ABSTRACT

Well, let's start with the personal and then we can go to the more general, institutional, academic. Personal, I think, is something that goes well before the period [1960s] we're talking about. It actually relates to the time when I was a college student, and even a few years before that—and that was the period of the Great Depression in the United States and, of course, in much of the rest of the industrialized part of the world. That event was experienced very seriously in my own home. I grew up in a very small family, one in which my father was unemployed from the outbreak of the crisis crash in 1929, and he did not go to a job on a fulltime basis until the outbreak of war in Europe in 1939. This spans a whole decade and is also, I think, reflective of what our economy was like.
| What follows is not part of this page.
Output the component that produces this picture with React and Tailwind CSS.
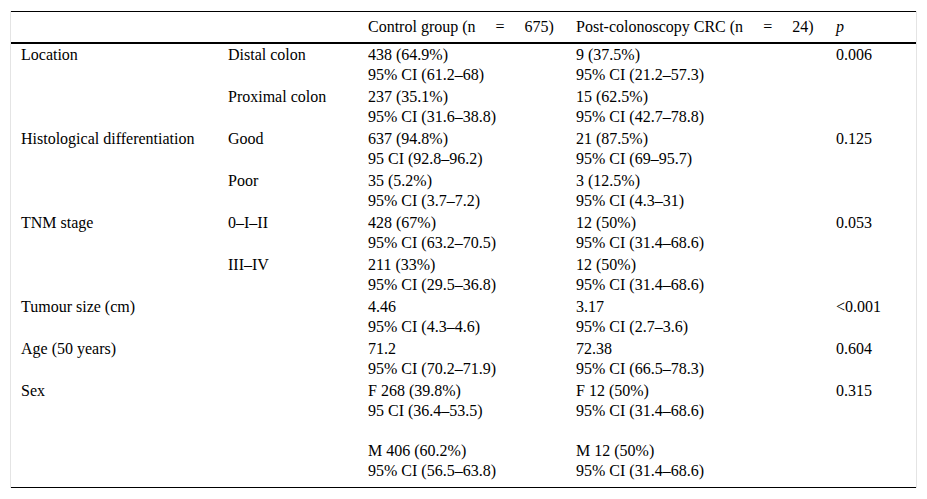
const rows = [
  { label: "Location", sub: "Distal colon", a: ["438 (64.9%)", "95% CI (61.2–68)"], b: ["9 (37.5%)", "95% CI (21.2–57.3)"], p: "0.006" },
  { label: "", sub: "Proximal colon", a: ["237 (35.1%)", "95% CI (31.6–38.8)"], b: ["15 (62.5%)", "95% CI (42.7–78.8)"], p: "" },
  { label: "Histological differentiation", sub: "Good", a: ["637 (94.8%)", "95 CI (92.8–96.2)"], b: ["21 (87.5%)", "95% CI (69–95.7)"], p: "0.125" },
  { label: "", sub: "Poor", a: ["35 (5.2%)", "95% CI (3.7–7.2)"], b: ["3 (12.5%)", "95% CI (4.3–31)"], p: "" },
  { label: "TNM stage", sub: "0–I–II", a: ["428 (67%)", "95% CI (63.2–70.5)"], b: ["12 (50%)", "95% CI (31.4–68.6)"], p: "0.053" },
  { label: "", sub: "III–IV", a: ["211 (33%)", "95% CI (29.5–36.8)"], b: ["12 (50%)", "95% CI (31.4–68.6)"], p: "" },
  { label: "Tumour size (cm)", sub: "", a: ["4.46", "95% CI (4.3–4.6)"], b: ["3.17", "95% CI (2.7–3.6)"], p: "<0.001" },
  { label: "Age (50 years)", sub: "", a: ["71.2", "95% CI (70.2–71.9)"], b: ["72.38", "95% CI (66.5–78.3)"], p: "0.604" },
];

function Lines({ items }) {
  return items.map((t, i) => (
    <div key={i} className="h-[20px] whitespace-nowrap">{t}</div>
  ));
}

export default function App() {
  const cell = "pl-[10px] pr-2 pt-px pb-px align-top";
  return (
    <div className="min-h-[499px] bg-white pt-[11px] px-[10px] text-[16px] leading-[20px] text-black" style={{ fontFamily: '"Liberation Serif", "Times New Roman", serif' }}>
      <div className="border-x border-[#e4e4e4]">
        <table className="w-full table-fixed border-collapse">
          <colgroup>
            <col className="w-[207px]" />
            <col className="w-[140px]" />
            <col className="w-[208px]" />
            <col className="w-[260px]" />
            <col />
          </colgroup>
          <thead>
            <tr className="border-t border-b-2 border-black">
              <th className="pl-[10px] py-[5px] font-normal text-left"></th>
              <th className="pl-[10px] py-[5px] font-normal text-left"></th>
              <th className="pl-[10px] py-[5px] font-normal text-left whitespace-nowrap">
                Control group (n<span className="mx-[20px]">=</span>675)
              </th>
              <th className="pl-[10px] py-[5px] font-normal text-left whitespace-nowrap">
                Post-colonoscopy CRC (n<span className="mx-[20px]">=</span>24)
              </th>
              <th className="pl-[10px] py-[5px] font-normal text-left italic">p</th>
            </tr>
          </thead>
          <tbody>
            {rows.map((r, i) => (
              <tr key={i}>
                <td className={cell + " whitespace-nowrap"}>{r.label}</td>
                <td className={cell + " whitespace-nowrap"}>{r.sub}</td>
                <td className={cell}><Lines items={r.a} /></td>
                <td className={cell}><Lines items={r.b} /></td>
                <td className={cell}>{r.p}</td>
              </tr>
            ))}
            <tr className="border-b border-black">
              <td className="pl-[10px] pt-px pb-[6px] align-top">Sex</td>
              <td className="pl-[10px] pt-px pb-[6px] align-top"></td>
              <td className="pl-[10px] pt-px pb-[6px] align-top">
                <Lines items={["F 268 (39.8%)", "95 CI (36.4–53.5)", "", "M 406 (60.2%)", "95% CI (56.5–63.8)"]} />
              </td>
              <td className="pl-[10px] pt-px pb-[6px] align-top">
                <Lines items={["F 12 (50%)", "95% CI (31.4–68.6)", "", "M 12 (50%)", "95% CI (31.4–68.6)"]} />
              </td>
              <td className="pl-[10px] pt-px pb-[6px] align-top">0.315</td>
            </tr>
          </tbody>
        </table>
      </div>
    </div>
  );
}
There was the inability to reabsorb working people until the outbreak of the war. You can well imagine that this domestic condition, with all the problems incident to the breadwinner not having any full-time employment for ten years when I was a kid, left very deep impressions and made me have an awful lot of questions about the social order. That doesn't mean I had answers whatsoever. It doesn't mean I had a thought out or even partially organized view of the structure of society. But I do know that I had a lot of feelings that things were really pretty out of control. I would say that was a very powerful, if not the most powerful, force in my youth. You can always point to questions of individual teachers and specific episodes. (I don't want to come up with that now.) After completing my undergraduate education, spending time in the army during World War II, spending time in the military government, and here I would pause again. (Is this what you want?)